The Cowboys decided on a site that is in that 80-acre range, and they finally got their stadium finished after over a decade of issues. They likely had to fight easements and eminent domain issues while they created the site.

Sometimes roads even have to be moved in the middle of a city and, in some cases, historic landmarks may be threatened. It’s definitely an issue the Falcons are facing with their site selection, as they may have to buy out a pair of churches that have been in Atlanta for years. (Designing the Perfect NFL Stadium)

With 280 acres available there’d be plenty of room for hotels, restaurants, retail, etc to be constructed. Being adjacent to I-44 these other businesses could hopefully survive off-season. I think local taxpayers will end up paying part of the cost of a new stadium, I just hope our leaders don’t get taken to the cleaners.

I see the Rams playing at the Edward Jones Dome through at least the 2018 season.

— Steve Patterson


Currently there are "70 comments" on this Article:

  1. guest says:

    They should orient the stadium, the hotels, and the restaurants to have great views of the Meramec River. Really make a Show-Me Missouri Experience out of the whole thing. I mean, after all, if the state’s gonna pay for it, let’s give ’em the Missouri treatment. Catfishing competition, float trips, beer kegs, etc.

  2. Mark says:

    This would be great as long as the area has sufficient parking to accommodate all of the fans who will be driving in and driving out after the game, contributing virtually nothing to the local economy. If you want to be a national player and contribute to the success of your states largest asset which is the city of St. Louis, which everything else literally revolves around than you place your stadium in the heart of the city. If you just want to contribute to more unsustainable urban sprawl than you do something stupid like this and ask tax payers to fund a sports stadium that contribute little if anything to the local economy and is essentially a gift horse to the teams owners. To see what failure looks like you only have to go as far as Kansas City where both the baseball and football stadiums contribute nothing to the growth and health of the downtown.

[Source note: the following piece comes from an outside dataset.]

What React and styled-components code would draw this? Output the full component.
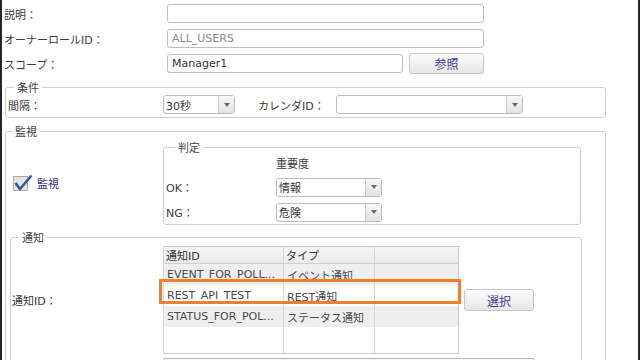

    • We’ve had the current dome downtown for 20 years now. It’s too big, many streets were closed off. Not much parking for tailgating, etc. All for 8 home games per year.

      • Mark says:

        Actually, the dome holds other events throughout the year, not just eight football games. The RV show just went through to be followed by the auto show. the New Kids on the Block will be their next year, the robot competition fills the place every year for a week, not to mention other conventions that occur throughout the year. It is foolish to forget that a dome just for football which is what would happen in Fenton has no chance of working out. Granted the dome downtown should have been designed better but the intention is to have a venue that fulfills a certain cultural niche. Tailgating is fine but what good does it do for the local area when fans bring in their own food and drinks and tailgate before a game, other than create a mess and a traffic nightmare. A stadium is an investment in a city’s future and should not be built to facilitate the commute of a few fans from the suburbs, to do so just contributes to the decline of the entire area.

        • JZ71 says:

          One big problem with the dome is that it IS a multi-purpose facility, and it’s not very good at any one thing. It’s not a great football venue (that top 20% criteria) and it’s not a great convention center venue (you don’t need seats for the RV show). We’d be better off building a kick-ass, open-air football venue outside of downtown AND building a competitive convention center facility where the dome stands now.

          • Mark says:

            If the dome were just for football than it would not make any sense for taxpayers to invest and give what is essentially a gift to a private team owner. What is more important is to draw in people for conventions who will most likely stay in our hotels and eat in our restaurants providing much needed tax revenue. Other than a few fans who live in the suburbs, who is going to Fenton for a game or convention? If you were planning a convention would you consider Fenton, where these is no assess to public transportation from the airport and little to attract anyone in the surrounding area, no you wouldn’t. Likely your going to take your convention somewhere else. Are surrounding suburbs are out of their minds if they think that they really have anything to offer that would be of interest to people outside this area.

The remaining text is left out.